Charitable IRA Rollover for 2015 - A Tax Benefit for People Over the Age of 70 1/2 Years Old

By: Robert W. Kessler, Esq.

In 2006, a temporary law was passed that permitted an individual over 70½ to make up to $100,000 of charitable gifts directly from his or her IRA. This law was extended through 2014, and there are bills currently pending in Congress to extend the charitable rollover for 2015 and beyond. Many retirees have been particularly motivated to apply their charitable IRA gifts to satisfy their required minimum distribution (RMD).

In order to take advantage of the tax free distribution of up to $100,000 from your IRA, you must be 70½ or older, and the distribution can only go to public charities. By making such a gift, you would not have to pay the extra 3.8% surtax on investment income that you would pay from your required minimum distribution.

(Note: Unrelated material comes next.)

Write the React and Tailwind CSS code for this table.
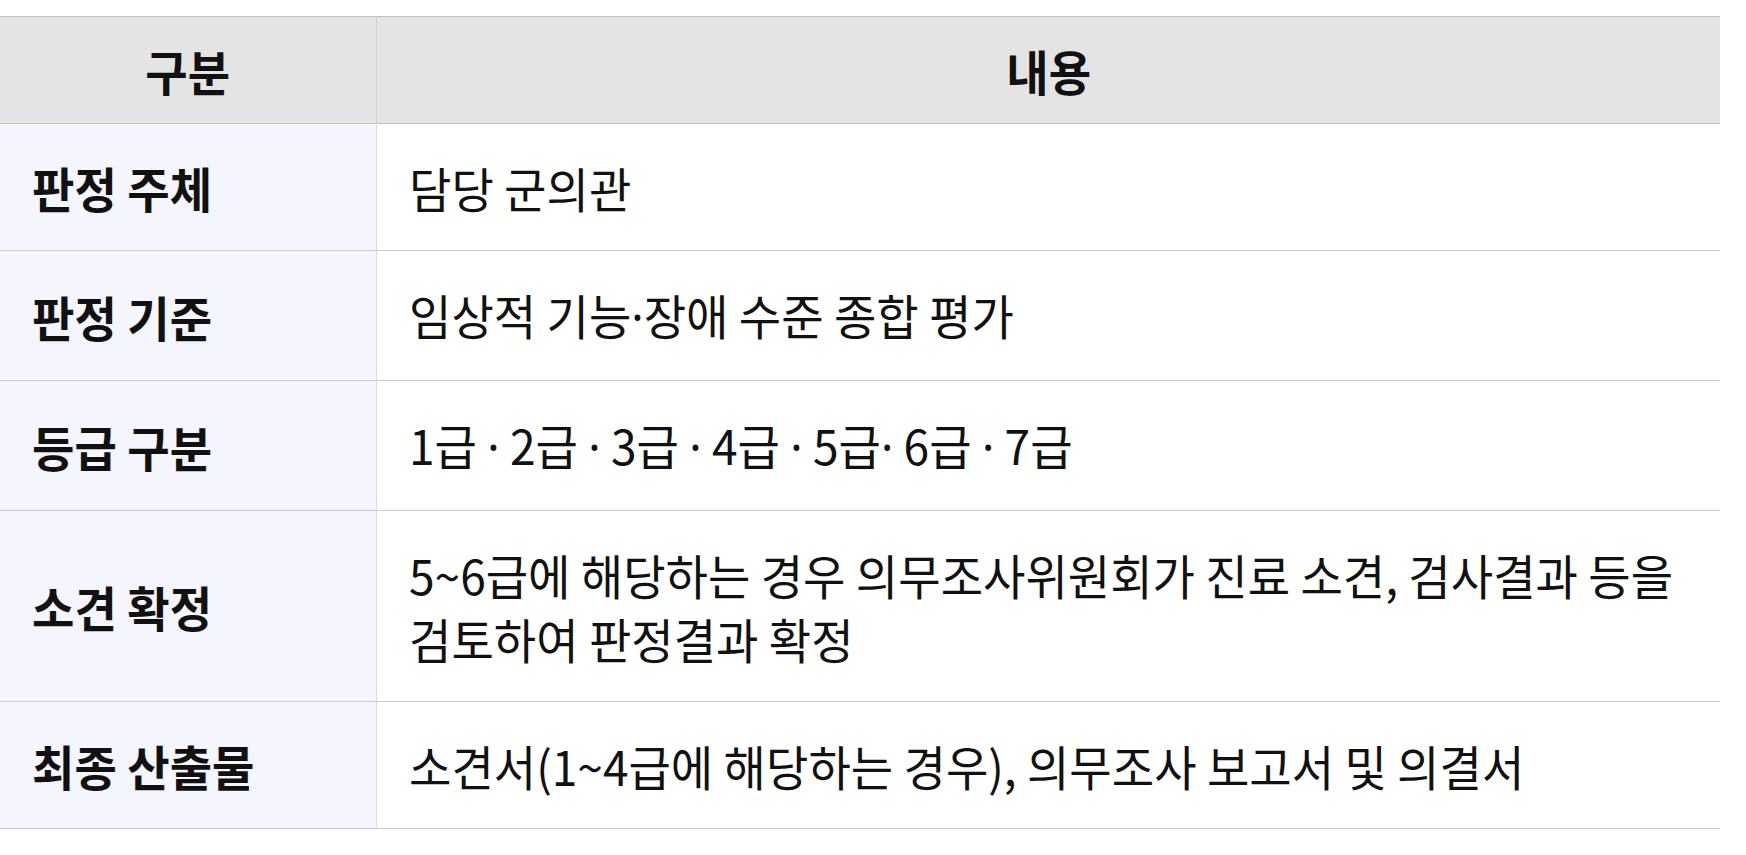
const rows = [
  { label: '판정 주체', content: '담당 군의관' },
  { label: '판정 기준', content: '임상적 기능·장애 수준 종합 평가' },
  { label: '등급 구분', content: '1급 · 2급 · 3급 · 4급 · 5급· 6급 · 7급' },
  { label: '소견 확정', content: '5~6급에 해당하는 경우 의무조사위원회가 진료 소견, 검사결과 등을 검토하여 판정결과 확정' },
  { label: '최종 산출물', content: '소견서(1~4급에 해당하는 경우), 의무조사 보고서 및 의결서' },
]

// middle dot from a Latin font so it stays narrow
function withDots(text) {
  const parts = text.split('·')
  return parts.map((p, i) => (
    <span key={i}>
      {p}
      {i < parts.length - 1 && <span style={{ fontFamily: '"Noto Sans", sans-serif' }}>·</span>}
    </span>
  ))
}

export default function App() {
  return (
    <div
      className="min-h-screen bg-white pt-4 text-[#111]"
      style={{ fontFamily: '"Noto Sans CJK KR", "Noto Sans", sans-serif' }}
    >
      <table className="w-[1720px] table-fixed border-collapse text-[48px] leading-[64px]">
        <colgroup>
          <col className="w-[376px]" />
          <col />
        </colgroup>
        <thead>
          <tr className="bg-[#e4e4e4] border-t border-b border-[#c2c2c2]">
            <th className="h-[107px] p-0 text-center font-bold border-r border-[#d2d2d2]">
              <div className="scale-x-[0.96]">구분</div>
            </th>
            <th className="h-[107px] p-0 text-center font-bold">
              <div className="scale-x-[0.96]">내용</div>
            </th>
          </tr>
        </thead>
        <tbody>
          {rows.map(r => (
            <tr key={r.label} className="border-b border-[#cacaca]">
              <td className="bg-[#f5f5fd] px-8 py-[31px] text-left font-bold border-r border-[#dadae2] whitespace-nowrap">
                <div className="h-[64px] origin-left scale-x-[0.96]">{r.label}</div>
              </td>
              <td className="px-8 py-[31px] text-left overflow-hidden">
                <div className="w-[1333px] origin-left scale-x-[0.96]">{withDots(r.content)}</div>
              </td>
            </tr>
          ))}
        </tbody>
      </table>
    </div>
  )
}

At the end of last year, we waited eagerly for the bill to be passed to provide the charitable rollover for 2014. The extender bill was finally signed in the middle of December. Many clients struggled to get their rollovers completed before December 31.

If and when the 2015 bill is passed, you will need time to have the checks paid from your IRA directly to your charities. Last year, many custodians of IRAs said that they need two to three weeks to make the qualified distribution.

If a client makes a distribution of his or her RMD amount now to the charity, and the 2015 bill is never passed, then the individual would include the required minimum distribution in his or her income and would receive a corresponding charitable deduction for the contribution made. With the income tax surcharge of 3.8% and a reduction in the itemized charitable deductions, this is not as beneficial as the direct rollover which would avoid any income taxation on the required minimum distribution. Nevertheless, it would be better to have received a charitable deduction for the required minimum distribution after being forced to pay the income tax and 3.8% surtax on distribution received. It is for this reason that we are again advising our clients who want to take advantage of the rollover in 2015 to go head and notify their custodian and direct them to send the forms for the rollover so that the distribution can be made well before the end of the year. Most commentators believe the charitable rollover law will be extended by year end and acting sooner will avoid any last minute rush.

Therefore, we are recommending that interested individuals consult with their tax advisors and consider rolling over all, or some portion of, their RMD to charity as soon as possible and await the proposed passage of the bill to approve the qualified charitable distribution for 2015. With a Republican controlled Congress and considering the past history, we expect the bill to pass well before Christmas.